-- DATA BLOCK start --

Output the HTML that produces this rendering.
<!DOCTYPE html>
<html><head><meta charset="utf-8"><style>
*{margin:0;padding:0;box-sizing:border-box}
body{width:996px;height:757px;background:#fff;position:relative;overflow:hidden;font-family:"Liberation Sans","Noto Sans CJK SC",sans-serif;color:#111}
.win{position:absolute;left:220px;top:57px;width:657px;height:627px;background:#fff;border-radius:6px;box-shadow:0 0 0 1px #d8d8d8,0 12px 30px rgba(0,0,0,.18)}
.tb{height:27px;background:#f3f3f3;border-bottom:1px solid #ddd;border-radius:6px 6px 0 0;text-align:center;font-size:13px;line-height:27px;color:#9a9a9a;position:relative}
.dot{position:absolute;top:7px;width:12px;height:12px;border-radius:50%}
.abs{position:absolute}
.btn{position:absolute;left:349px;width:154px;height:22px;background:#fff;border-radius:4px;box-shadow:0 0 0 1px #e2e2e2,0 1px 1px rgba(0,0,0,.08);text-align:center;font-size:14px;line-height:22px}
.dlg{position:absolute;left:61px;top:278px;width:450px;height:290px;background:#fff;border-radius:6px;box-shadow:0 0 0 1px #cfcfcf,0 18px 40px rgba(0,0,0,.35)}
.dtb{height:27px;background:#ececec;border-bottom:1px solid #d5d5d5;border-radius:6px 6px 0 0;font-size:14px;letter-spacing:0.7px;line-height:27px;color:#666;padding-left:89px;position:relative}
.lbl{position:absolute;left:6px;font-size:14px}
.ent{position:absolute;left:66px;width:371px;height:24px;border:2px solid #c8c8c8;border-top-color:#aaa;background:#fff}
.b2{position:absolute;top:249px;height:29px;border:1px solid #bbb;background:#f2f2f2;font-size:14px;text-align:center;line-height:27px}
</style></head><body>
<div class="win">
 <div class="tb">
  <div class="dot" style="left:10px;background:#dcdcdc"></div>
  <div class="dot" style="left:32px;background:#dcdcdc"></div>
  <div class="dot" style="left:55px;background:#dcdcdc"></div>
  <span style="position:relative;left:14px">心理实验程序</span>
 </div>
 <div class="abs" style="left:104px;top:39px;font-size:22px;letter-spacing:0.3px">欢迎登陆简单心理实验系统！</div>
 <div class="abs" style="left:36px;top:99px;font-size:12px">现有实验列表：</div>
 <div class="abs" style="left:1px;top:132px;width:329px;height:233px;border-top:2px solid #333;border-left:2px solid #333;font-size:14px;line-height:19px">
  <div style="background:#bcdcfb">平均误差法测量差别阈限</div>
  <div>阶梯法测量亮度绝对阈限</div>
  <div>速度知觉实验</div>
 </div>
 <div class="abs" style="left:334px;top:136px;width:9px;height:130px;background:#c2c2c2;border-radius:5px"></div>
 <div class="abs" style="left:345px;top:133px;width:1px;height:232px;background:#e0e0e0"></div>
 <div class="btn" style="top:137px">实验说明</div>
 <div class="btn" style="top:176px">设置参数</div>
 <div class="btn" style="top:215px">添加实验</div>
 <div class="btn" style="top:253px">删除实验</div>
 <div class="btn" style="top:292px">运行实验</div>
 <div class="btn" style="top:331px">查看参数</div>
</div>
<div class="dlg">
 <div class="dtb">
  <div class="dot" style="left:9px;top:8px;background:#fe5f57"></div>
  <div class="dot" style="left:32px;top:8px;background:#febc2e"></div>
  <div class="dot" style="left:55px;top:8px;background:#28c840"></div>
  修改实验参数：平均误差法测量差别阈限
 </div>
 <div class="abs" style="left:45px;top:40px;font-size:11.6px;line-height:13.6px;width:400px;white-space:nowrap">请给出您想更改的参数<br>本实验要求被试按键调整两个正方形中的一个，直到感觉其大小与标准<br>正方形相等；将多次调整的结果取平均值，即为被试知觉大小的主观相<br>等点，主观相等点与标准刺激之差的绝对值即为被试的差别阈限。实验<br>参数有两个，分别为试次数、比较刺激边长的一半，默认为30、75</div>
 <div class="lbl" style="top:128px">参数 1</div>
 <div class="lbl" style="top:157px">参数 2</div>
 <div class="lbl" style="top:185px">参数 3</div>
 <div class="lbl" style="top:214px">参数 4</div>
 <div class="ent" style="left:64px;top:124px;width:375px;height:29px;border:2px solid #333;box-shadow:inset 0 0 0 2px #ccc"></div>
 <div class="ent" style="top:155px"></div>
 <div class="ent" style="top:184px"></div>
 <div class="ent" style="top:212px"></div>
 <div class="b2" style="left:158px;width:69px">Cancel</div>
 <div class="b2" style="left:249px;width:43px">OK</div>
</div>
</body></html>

-- DATA BLOCK end --

• _EXERCISE DESCRIPTION_
Output all of the data above without any alteration.

• _REPLY TO THE TASK_
Output the HTML that produces this rendering.
<!DOCTYPE html>
<html><head><meta charset="utf-8"><style>
*{margin:0;padding:0;box-sizing:border-box}
body{width:996px;height:757px;background:#fff;position:relative;overflow:hidden;font-family:"Liberation Sans","Noto Sans CJK SC",sans-serif;color:#111}
.win{position:absolute;left:220px;top:57px;width:657px;height:627px;background:#fff;border-radius:6px;box-shadow:0 0 0 1px #d8d8d8,0 12px 30px rgba(0,0,0,.18)}
.tb{height:27px;background:#f3f3f3;border-bottom:1px solid #ddd;border-radius:6px 6px 0 0;text-align:center;font-size:13px;line-height:27px;color:#9a9a9a;position:relative}
.dot{position:absolute;top:7px;width:12px;height:12px;border-radius:50%}
.abs{position:absolute}
.btn{position:absolute;left:349px;width:154px;height:22px;background:#fff;border-radius:4px;box-shadow:0 0 0 1px #e2e2e2,0 1px 1px rgba(0,0,0,.08);text-align:center;font-size:14px;line-height:22px}
.dlg{position:absolute;left:61px;top:278px;width:450px;height:290px;background:#fff;border-radius:6px;box-shadow:0 0 0 1px #cfcfcf,0 18px 40px rgba(0,0,0,.35)}
.dtb{height:27px;background:#ececec;border-bottom:1px solid #d5d5d5;border-radius:6px 6px 0 0;font-size:14px;letter-spacing:0.7px;line-height:27px;color:#666;padding-left:89px;position:relative}
.lbl{position:absolute;left:6px;font-size:14px}
.ent{position:absolute;left:66px;width:371px;height:24px;border:2px solid #c8c8c8;border-top-color:#aaa;background:#fff}
.b2{position:absolute;top:249px;height:29px;border:1px solid #bbb;background:#f2f2f2;font-size:14px;text-align:center;line-height:27px}
</style></head><body>
<div class="win">
 <div class="tb">
  <div class="dot" style="left:10px;background:#dcdcdc"></div>
  <div class="dot" style="left:32px;background:#dcdcdc"></div>
  <div class="dot" style="left:55px;background:#dcdcdc"></div>
  <span style="position:relative;left:14px">心理实验程序</span>
 </div>
 <div class="abs" style="left:104px;top:39px;font-size:22px;letter-spacing:0.3px">欢迎登陆简单心理实验系统！</div>
 <div class="abs" style="left:36px;top:99px;font-size:12px">现有实验列表：</div>
 <div class="abs" style="left:1px;top:132px;width:329px;height:233px;border-top:2px solid #333;border-left:2px solid #333;font-size:14px;line-height:19px">
  <div style="background:#bcdcfb">平均误差法测量差别阈限</div>
  <div>阶梯法测量亮度绝对阈限</div>
  <div>速度知觉实验</div>
 </div>
 <div class="abs" style="left:334px;top:136px;width:9px;height:130px;background:#c2c2c2;border-radius:5px"></div>
 <div class="abs" style="left:345px;top:133px;width:1px;height:232px;background:#e0e0e0"></div>
 <div class="btn" style="top:137px">实验说明</div>
 <div class="btn" style="top:176px">设置参数</div>
 <div class="btn" style="top:215px">添加实验</div>
 <div class="btn" style="top:253px">删除实验</div>
 <div class="btn" style="top:292px">运行实验</div>
 <div class="btn" style="top:331px">查看参数</div>
</div>
<div class="dlg">
 <div class="dtb">
  <div class="dot" style="left:9px;top:8px;background:#fe5f57"></div>
  <div class="dot" style="left:32px;top:8px;background:#febc2e"></div>
  <div class="dot" style="left:55px;top:8px;background:#28c840"></div>
  修改实验参数：平均误差法测量差别阈限
 </div>
 <div class="abs" style="left:45px;top:40px;font-size:11.6px;line-height:13.6px;width:400px;white-space:nowrap">请给出您想更改的参数<br>本实验要求被试按键调整两个正方形中的一个，直到感觉其大小与标准<br>正方形相等；将多次调整的结果取平均值，即为被试知觉大小的主观相<br>等点，主观相等点与标准刺激之差的绝对值即为被试的差别阈限。实验<br>参数有两个，分别为试次数、比较刺激边长的一半，默认为30、75</div>
 <div class="lbl" style="top:128px">参数 1</div>
 <div class="lbl" style="top:157px">参数 2</div>
 <div class="lbl" style="top:185px">参数 3</div>
 <div class="lbl" style="top:214px">参数 4</div>
 <div class="ent" style="left:64px;top:124px;width:375px;height:29px;border:2px solid #333;box-shadow:inset 0 0 0 2px #ccc"></div>
 <div class="ent" style="top:155px"></div>
 <div class="ent" style="top:184px"></div>
 <div class="ent" style="top:212px"></div>
 <div class="b2" style="left:158px;width:69px">Cancel</div>
 <div class="b2" style="left:249px;width:43px">OK</div>
</div>
</body></html>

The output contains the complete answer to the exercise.